▽

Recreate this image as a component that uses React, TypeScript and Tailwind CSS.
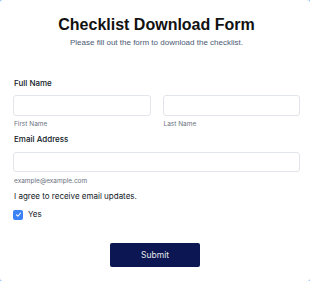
import React from "react";

export default function App() {
  return (
    <div className="w-[310px] h-[281px] bg-[#93c5fd]">
      <div
        className="h-full bg-white rounded-[3px] pl-[13px] pr-[10px] pt-[15px] flex flex-col"
        style={{ fontFamily: "Inter, 'Liberation Sans', sans-serif" }}
      >
        <h1
          className="text-center text-[16px] leading-[20px] font-bold text-[#111111]"
          style={{ fontFamily: "'Liberation Sans', Arial, sans-serif" }}
        >
          Checklist Download Form
        </h1>
        <p
          className="mt-[3px] text-center text-[8px] leading-[10px] text-[#4b5a74]"
          style={{ fontFamily: "'Liberation Sans', Arial, sans-serif" }}
        >
          Please fill out the form to download the checklist.
        </p>

        <label className="mt-[30px] pl-px text-[8px] leading-[11px] font-medium text-[#111827]">
          Full Name
        </label>
        <div className="mt-[6px] flex gap-[12px]">
          <div className="flex-1 flex flex-col">
            <input className="h-[21px] w-full rounded-[3px] border border-[#e2e5ea] bg-white outline-none" />
            <span className="mt-[4px] pl-px text-[6.5px] leading-[9px] text-[#6b7280]">First Name</span>
          </div>
          <div className="flex-1 flex flex-col">
            <input className="h-[21px] w-full rounded-[3px] border border-[#e2e5ea] bg-white outline-none" />
            <span className="mt-[4px] pl-px text-[6.5px] leading-[9px] text-[#6b7280]">Last Name</span>
          </div>
        </div>

        <label className="mt-[5px] pl-px text-[8px] leading-[11px] font-medium text-[#111827]">
          Email Address
        </label>
        <input className="mt-[7px] h-[20px] w-full rounded-[3px] border border-[#e2e5ea] bg-white outline-none" />
        <span className="mt-[5px] pl-px text-[6.5px] leading-[8px] text-[#6b7280]">example@example.com</span>

        <p className="mt-[6px] pl-px text-[8px] leading-[11px] text-[#111827]">
          I agree to receive email updates.
        </p>
        <div className="mt-[7px] flex items-center gap-[5px]">
          <span className="w-[10px] h-[10px] rounded-[2px] bg-[#3b82f6] flex items-center justify-center">
            <svg width="7" height="7" viewBox="0 0 12 12" fill="none">
              <path d="M2.5 6.5 L5 9 L9.5 3.5" stroke="white" strokeWidth="1.8" strokeLinecap="round" strokeLinejoin="round" />
            </svg>
          </span>
          <span className="text-[8px] leading-[11px] text-[#111827]">Yes</span>
        </div>

        <div className="mt-[23px] flex justify-center pr-[3px]">
          <button className="w-[90px] h-[24px] rounded-[2px] bg-[#0b1652] text-[#e5e7eb] text-[8.5px] font-normal">
            Submit
          </button>
        </div>
      </div>
    </div>
  );
}
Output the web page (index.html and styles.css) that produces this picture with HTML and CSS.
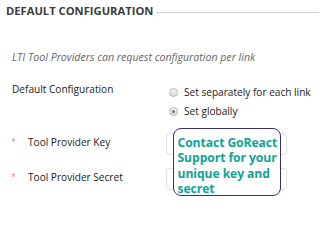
FILE: index.html
```html
<!DOCTYPE html>
<html>
<head>
<meta charset="utf-8">
<link rel="stylesheet" href="styles.css">
</head>
<body>
<div class="panel">
  <div class="header">
    <h2 class="title">DEFAULT CONFIGURATION</h2>
    <div class="rule"></div>
  </div>
  <p class="note">LTI Tool Providers can request configuration per link</p>
  <div class="field field-radio">
    <div class="label">Default Configuration</div>
    <div class="control radios">
      <label class="radio"><span class="dot"></span>Set separately for each link</label>
      <label class="radio"><span class="dot checked"></span>Set globally</label>
    </div>
  </div>
  <div class="field field-input">
    <div class="label"><span class="req">*</span>Tool Provider Key</div>
    <div class="control"><div class="input"></div></div>
  </div>
  <div class="field field-input second">
    <div class="label"><span class="req">*</span>Tool Provider Secret</div>
    <div class="control"><div class="input"></div></div>
  </div>
  <div class="callout">Contact GoReact<br>Support for your<br>unique key and<br>secret</div>
</div>
</body>
</html>
```
FILE: styles.css
```css
html, body {
  margin: 0;
  padding: 0;
  background: #ffffff;
}
body {
  font-family: "Open Sans", "Liberation Sans", sans-serif;
  color: #222;
  width: 319px;
  height: 200px;
  overflow: hidden;
}
.panel {
  position: relative;
  height: 200px;
}
.header {
  display: flex;
  align-items: center;
  padding: 3px 0 0 6px;
  height: 15px;
}
.title {
  margin: 0;
  font-size: 11.2px;
  font-weight: 700;
  color: #3a3a3a;
  white-space: nowrap;
}
.rule {
  flex: 1;
  border-top: 1px solid #d0d0d0;
  margin-left: 3px;
  margin-top: 3px;
}
.note {
  margin: 32px 0 0 12px;
  font-size: 10.6px;
  font-style: italic;
  color: #666;
  line-height: 14px;
}
.field {
  display: grid;
  grid-template-columns: 166px 1fr;
  font-size: 10.1px;
}
.field-radio {
  margin-top: 18px;
}
.field-radio .label {
  padding-left: 12px;
  line-height: 14px;
}
.radios {
  display: flex;
  flex-direction: column;
  gap: 5px;
  padding-top: 3px;
}
.radio {
  display: flex;
  align-items: center;
  height: 14px;
  line-height: 14px;
  color: #222;
  padding-left: 3px;
}
.dot {
  width: 9px;
  height: 9px;
  box-sizing: border-box;
  border-radius: 50%;
  border: 1px solid #b9b9b9;
  background: linear-gradient(#f4f4f4, #d9d9d9);
  margin-right: 6px;
  position: relative;
}
.dot.checked::after {
  content: "";
  position: absolute;
  left: 2px;
  top: 2px;
  width: 3px;
  height: 3px;
  border-radius: 50%;
  background: #777;
}
.field-input {
  margin-top: 15px;
  align-items: start;
}
.field-input.second {
  margin-top: 13px;
}
.field-input .label {
  padding-left: 11px;
  padding-top: 1.5px;
  display: flex;
  align-items: center;
  line-height: 14px;
}
.req {
  color: #f08a6c;
  width: 17px;
  font-size: 9px;
}
.input {
  width: 121px;
  height: 22px;
  box-sizing: border-box;
  border: 1px solid #e0e0e0;
  border-radius: 4px;
  background: #fff;
}
.callout {
  position: absolute;
  left: 173px;
  top: 128px;
  width: 108px;
  height: 68px;
  box-sizing: border-box;
  border: 1.5px solid #3b2e6e;
  border-radius: 8px;
  background: #fff;
  padding: 5.5px 0 0 3.5px;
  color: #0ea39a;
  font-weight: 700;
  font-size: 12.2px;
  letter-spacing: -0.1px;
  line-height: 15.5px;
  white-space: nowrap;
}
```
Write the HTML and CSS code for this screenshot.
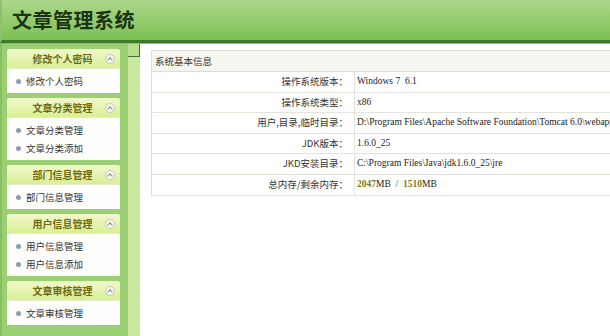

△

## PROBLEM DETAILS
Restate word for word every line from the top of the entries above to the line with "import React from", inclusive, and skip any pictures.

## REPLY
Recreate this image as a component that uses React, TypeScript and Tailwind CSS.
import React from "react";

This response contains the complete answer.